Talks with the leftist umbrella group National Democratic Front (NDF) have been going on, in one form or another, since 1987, a year after the dictator Ferdinand Marcos was deposed.

Formal talks began under former President Fidel Ramos. In late February his successor Joseph Estrada, angered by the abduction of two military officers by a local guerrilla unit outside Davao City in Mindanao in the south, has called off talks.

In kidnapping the officers, who include a brigadier general, the NDF's military arm, the New People's Army (NPA), said they were spies and were guilty of crimes against the people.

The NDF leadership, based in the Netherlands, reacted quickly. It called Estrada a ruffian and vowed to give the Philippine government all out war.

For his part, Estrada, calling the kidnapping an act of treachery and bad faith suspended an agreement giving safe conduct to communist leaders. He says there can be no talks until the captives are freed.

Soon after the suspension of talks with the NDF, a scheduled meeting between Estrada and Hashim Salamat, leader of the Moro Islamic Liberation Front (MILF), on Feb 28 was called off due to disagreement on security details.

Estrada then sent naval reinforcements to Mindanao, and visited the region clad in combat fatigues. He ruled out talks with Salamat unless they were on government terms.

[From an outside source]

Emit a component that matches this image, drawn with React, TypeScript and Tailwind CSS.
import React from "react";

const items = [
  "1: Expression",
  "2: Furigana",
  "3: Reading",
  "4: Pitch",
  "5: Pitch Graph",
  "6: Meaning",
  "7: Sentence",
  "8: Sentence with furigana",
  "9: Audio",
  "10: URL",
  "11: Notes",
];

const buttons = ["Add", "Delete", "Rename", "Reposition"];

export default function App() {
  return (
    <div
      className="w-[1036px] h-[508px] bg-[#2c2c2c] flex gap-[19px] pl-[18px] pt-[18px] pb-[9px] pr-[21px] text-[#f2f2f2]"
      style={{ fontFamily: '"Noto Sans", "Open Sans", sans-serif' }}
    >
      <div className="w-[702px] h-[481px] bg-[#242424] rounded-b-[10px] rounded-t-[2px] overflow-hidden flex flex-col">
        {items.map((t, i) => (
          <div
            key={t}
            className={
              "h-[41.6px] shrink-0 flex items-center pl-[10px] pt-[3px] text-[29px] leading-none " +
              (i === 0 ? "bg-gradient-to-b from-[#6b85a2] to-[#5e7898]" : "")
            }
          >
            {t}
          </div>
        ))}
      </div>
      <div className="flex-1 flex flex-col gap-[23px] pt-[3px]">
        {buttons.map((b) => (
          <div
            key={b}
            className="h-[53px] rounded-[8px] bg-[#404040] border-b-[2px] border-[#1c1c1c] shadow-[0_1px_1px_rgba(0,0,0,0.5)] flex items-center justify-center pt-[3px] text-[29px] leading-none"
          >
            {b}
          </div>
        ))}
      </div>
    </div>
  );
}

President Estrada's war against his own people is being waged with the sound and light effects of a movie—with props and combative language, said political analyst and columnist Amando Doronila.

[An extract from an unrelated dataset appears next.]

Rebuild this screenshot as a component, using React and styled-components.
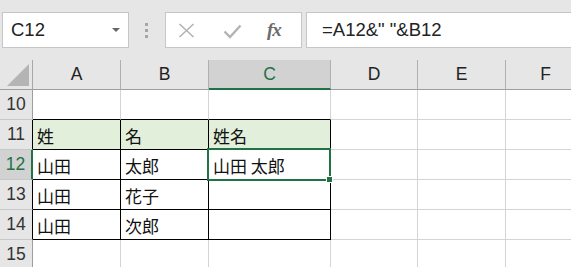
import styled, { createGlobalStyle } from "styled-components";

const GlobalStyle = createGlobalStyle`
  body {
    margin: 0;
    background: #ffffff;
    overflow: hidden;
  }
`;

const GREEN = "#217346";
const GRID = "#d4d4d4";

const Window = styled.div`
  width: 571px;
  height: 267px;
  overflow: hidden;
  background-color: #e6e6e6;
  font-family: "Liberation Sans", Arial, sans-serif;
`;

const TopBar = styled.div`
  display: flex;
  align-items: flex-start;
  height: 60px;
  padding: 12px 0 0 2px;
  box-sizing: border-box;
`;

const Box = styled.div`
  height: 36px;
  box-sizing: border-box;
  background-color: #ffffff;
  border: 1px solid #c6c6c6;
  display: flex;
  align-items: center;
`;

const NameBox = styled(Box)`
  width: 127px;
  padding-left: 8px;
  font-size: 18.5px;
  color: #222;

  & > span {
    flex: 1;
  }
`;

const DropArrow = styled.div`
  width: 0;
  height: 0;
  margin-right: 8px;
  border-left: 4px solid transparent;
  border-right: 4px solid transparent;
  border-top: 4px solid #666;
`;

const Grip = styled.div`
  display: flex;
  flex-direction: column;
  gap: 3px;
  margin: 11px 17px 0 16px;

  & > i {
    width: 3px;
    height: 3px;
    background-color: #a6a6a6;
  }
`;

const FuncButtons = styled(Box)`
  width: 137px;
  padding-left: 12px;
`;

const FuncIcon = styled.div`
  width: ${(p) => p.$w}px;
  display: flex;
  align-items: center;
`;

const Fx = styled.span`
  font-family: "Liberation Serif", "Times New Roman", serif;
  font-style: italic;
  font-weight: bold;
  font-size: 19px;
  color: #6b6b6b;
  letter-spacing: -1px;
`;

const FormulaInput = styled(Box)`
  flex: 1;
  margin-left: 4px;
  border-right: none;
  padding-left: 15px;
  font-size: 18.5px;
  color: #222;
  white-space: pre;
`;

const Sheet = styled.div`
  display: grid;
  grid-template-columns: 33px 88px 88px 122px 87px 88px 80px;
  grid-auto-rows: 30px;
`;

const Cell = styled.div`
  box-sizing: border-box;
  position: relative;
  display: flex;
  align-items: center;
  justify-content: ${(p) => (p.$center ? "center" : "flex-start")};
  padding-left: ${(p) => (p.$center ? 0 : 4)}px;
  padding-top: ${(p) => (p.$center ? 0 : 2)}px;
  background-color: ${(p) => p.$bg || "#ffffff"};
  border-right: ${(p) => p.$rw || 1}px solid ${(p) => p.$right || GRID};
  border-bottom: ${(p) => p.$bw || 1}px solid ${(p) => p.$bottom || GRID};
  color: ${(p) => p.$color || "#111"};
  font-family: ${(p) =>
    p.$center
      ? `"Liberation Sans", Arial, sans-serif`
      : `"Noto Sans CJK JP", sans-serif`};
  font-size: ${(p) => (p.$center ? 17.5 : 17)}px;
  white-space: nowrap;
`;

const Corner = styled(Cell)`
  background-color: #e6e6e6;
  border-right: 1px solid #a8a8a8;
  border-bottom: 1px solid #9e9e9e;
`;

const Triangle = styled.div`
  position: absolute;
  right: 3px;
  bottom: 3px;
  width: 22px;
  height: 22px;
  background-color: #b4b4b4;
  clip-path: polygon(100% 0, 100% 100%, 0 100%);
`;

const Selection = styled.div`
  position: absolute;
  top: -2px;
  left: -2px;
  right: -1px;
  bottom: -2px;
  border: 2px solid ${GREEN};
  z-index: 2;
  pointer-events: none;
`;

const Handle = styled.div`
  position: absolute;
  right: -4px;
  bottom: -4px;
  width: 5px;
  height: 5px;
  background-color: ${GREEN};
  border: 1px solid #ffffff;
`;

const columns = ["A", "B", "C", "D", "E", "F"];

const data = {
  11: ["姓", "名", "姓名"],
  12: ["山田", "太郎", "山田 太郎"],
  13: ["山田", "花子", ""],
  14: ["山田", "次郎", ""],
};

function ColumnHeader({ label, index }) {
  const selected = label === "C";
  return (
    <Cell
      $center
      $bg={selected ? "#d2d2d2" : "#e6e6e6"}
      $right={index === columns.length - 1 ? "transparent" : "#b0b0b0"}
      $bottom={selected ? GREEN : "#9e9e9e"}
      $bw={selected ? 2 : 1}
      $color={selected ? GREEN : "#222"}
    >
      {label}
    </Cell>
  );
}

function RowHeader({ row }) {
  const selected = row === 12;
  const boxed = row >= 11 && row <= 14;
  return (
    <Cell
      $center
      $bg={selected ? "#d2d2d2" : "#e6e6e6"}
      $right={selected ? GREEN : boxed ? "#000" : "#9e9e9e"}
      $rw={selected ? 2 : 1}
      $bottom="#c8c8c8"
      $color={selected ? GREEN : "#333"}
    >
      {row}
    </Cell>
  );
}

function DataCell({ row, col }) {
  const values = data[row] || [];
  const inTable = col < 3;
  const right = inTable && row >= 11 && row <= 14 ? "#000" : GRID;
  const bottom = inTable && row >= 10 && row <= 14 ? "#000" : GRID;
  const selected = row === 12 && col === 2;
  return (
    <Cell
      $bg={row === 11 && inTable ? "#e2efda" : "#ffffff"}
      $right={right}
      $bottom={bottom}
    >
      {values[col] || ""}
      {selected && (
        <Selection>
          <Handle />
        </Selection>
      )}
    </Cell>
  );
}

export default function App() {
  const rows = [10, 11, 12, 13, 14, 15];
  return (
    <Window>
      <GlobalStyle />
      <TopBar>
        <NameBox>
          <span>C12</span>
          <DropArrow />
        </NameBox>
        <Grip>
          <i />
          <i />
          <i />
        </Grip>
        <FuncButtons>
          <FuncIcon $w={45}>
            <svg width="17" height="15" viewBox="0 0 17 15">
              <path d="M1.5 1 L15.5 14 M15.5 1 L1.5 14" stroke="#b3b3b3" strokeWidth="1.6" fill="none" />
            </svg>
          </FuncIcon>
          <FuncIcon $w={44}>
            <svg width="19" height="15" viewBox="0 0 19 15" style={{ marginTop: 3 }}>
              <path d="M1.5 7.5 L7 13 L17.5 1.5" stroke="#b3b3b3" strokeWidth="2.4" fill="none" />
            </svg>
          </FuncIcon>
          <FuncIcon $w={24}>
            <Fx>fx</Fx>
          </FuncIcon>
        </FuncButtons>
        <FormulaInput>{'=A12&" "&B12'}</FormulaInput>
      </TopBar>
      <Sheet>
        <Corner>
          <Triangle />
        </Corner>
        {columns.map((c, i) => (
          <ColumnHeader key={c} label={c} index={i} />
        ))}
        {rows.map((r) => [
          <RowHeader key={`h${r}`} row={r} />,
          ...columns.map((c, i) => <DataCell key={`${c}${r}`} row={r} col={i} />),
        ])}
      </Sheet>
    </Window>
  );
}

The government and MILF began initial talks in 1997 and agreed on a tentative truce. The two sides were to draft an agenda for formal negotiations this month.

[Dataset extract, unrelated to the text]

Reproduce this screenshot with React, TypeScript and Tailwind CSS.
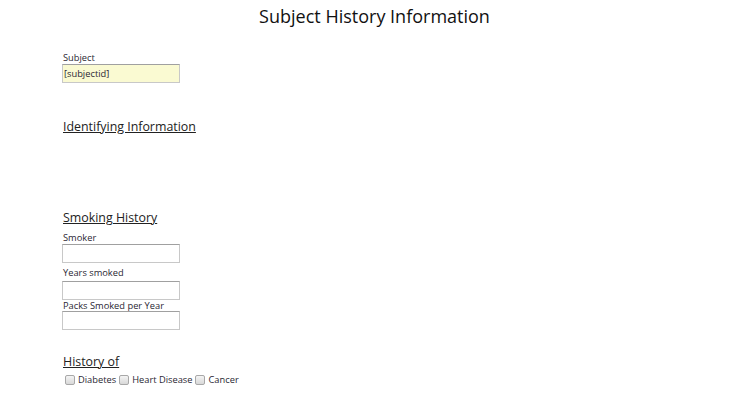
const font = { fontFamily: '"Open Sans", "Liberation Sans", sans-serif' };

interface FieldProps {
    label: string;
    value?: string;
    highlight?: boolean;
    className?: string;
    inputClass?: string;
}

const Field = ({ label, value, highlight, className, inputClass }: FieldProps) => (
    <div className={`flex flex-col ${className ?? ""}`}>
        <label className="text-[9.3px] leading-[12px] text-[#2a1f33]">{label}</label>
        <input
            readOnly
            value={value ?? ""}
            className={`w-[118px] h-[19px] px-[1px] text-[9.3px] text-[#2a1f33] border border-[#c8c8c8] border-t-[#a0a0a0] outline-none ${
                highlight ? "bg-[#fafad2]" : "bg-white"
            } ${inputClass ?? ""}`}
            style={font}
        />
    </div>
);

const Check = ({ label }: { label: string }) => (
    <label className="flex items-center mr-[3px]">
        <input
            type="checkbox"
            className="appearance-none w-[10px] h-[10px] rounded-[2px] border border-[#a8a8a8] bg-gradient-to-b from-[#f4f4f4] to-[#d8d8d8] mr-[3px]"
        />
        <span className="text-[9.3px] leading-[12px] text-[#2a1f33]">{label}</span>
    </label>
);

export default function App() {
    return (
        <div className="w-[730px] h-[397px] bg-white overflow-hidden" style={font}>
            <h1 className="pl-[19px] pt-[4px] text-center text-[18px] leading-[25px] text-[#111]">
                Subject History Information
            </h1>

            <div className="pl-[62px] pt-[23px]">
                <Field label="Subject" value="[subjectid]" highlight className="ml-[1px]" inputClass="-ml-[1px]" />

                {/* Identifying Information */}
                <h2 className="mt-[35px] ml-[1px] text-[12.4px] leading-[18px] underline text-[#222]">Identifying Information</h2>

                {/* Smoking History */}
                <h2 className="mt-[73px] ml-[1px] text-[12.4px] leading-[18px] underline text-[#222]">Smoking History</h2>
                <Field label="Smoker" className="mt-[5px] ml-[1px]" inputClass="-ml-[1px]" />
                <Field label="Years smoked" className="mt-[4px] ml-[1px]" inputClass="-ml-[1px] mt-[2px]" />
                <Field label="Packs Smoked per Year" className="mt-[0px] ml-[1px]" inputClass="-ml-[1px] -mt-[1px]" />

                {/* History of */}
                <h2 className="mt-[23px] ml-[1px] text-[12.4px] leading-[18px] underline text-[#222]">History of</h2>
                <div className="flex items-center pl-[3px] mt-[3px]">
                    <Check label="Diabetes" />
                    <Check label="Heart Disease" />
                    <Check label="Cancer" />
                </div>
            </div>
        </div>
    );
}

To many, it is the simmering conflict with the MILF, which seeks a breakaway Islamic state, that is more bothersome because of recent clashes with government soldiers. The military puts the number of MILF fighters at 6,000, though the MILF says it has 60,000. It also runs a sprawling camp in western Mindanao.

The MILF began as a rival faction to the Moro National Liberation Front (MNLF), which led a bloody rebellion for self- rule in the seventies and which signed a peace agreement for autonomy with the government in 1996.

Worrisome to many here is not so much the threat of large-scale war, but the realisation than an ill-advised policy may well breathe new life into what is generally seen as rebellions on the wane, especially on the part of the communist insurgency that began in the late sixties.

Despite the positioning by the two sides after the talks' collapse, the resumption of hostilities bruited about has mostly taken the form of verbal tussles between government and the NDF.

That there is no large-scale resumption of fighting reflects the weakening of the communist movement since its peak in the eighties, the ideological splits within the group and the return of democratic institutions to the country.

In the eighties, the NPA was reported to have up to 25,000 fighters, and news of clashes dominated the media. Today estimates put their number at a few thousand fighters.

Of late, a good amount of opinion in the media appears to be agreement that the talks with the NDF were going nowhere.

Jesuit priest Joaquin Bernas, a legal expert, says Estrada could have discontinued the talks (with the NDF) without loud announcement since they had been at a standstill for some time. He says the government and the NDF clearly had irreconcilable positions.

While the two sides had reached agreement on the principles of human rights to govern their actions, implementation became a problem. The NDF wanted Manila to recognise its right to carry it out according to its own judicial system—something Manila rejected as meaning virtual recognition of another government.

It is unclear where Estrada's policy toward the communist and Muslim forces is headed, but his war posturing has impressed few.

Even his predecessor Fidel Ramos, who has pursued a policy of economic development in the restless, Muslim parts of Mindanao, has warned against pursuing a purely military solution.

Doronila says military operations cannot subdue the Muslim resistance and only results in the deaths of civilians and dislocates poor, rural families.

President Estrada is no different from the Latin American tinhorn dictators and juntas who went to war against their own people, he observed. A mailed fist policy is the least successful approach in fighting rebellions.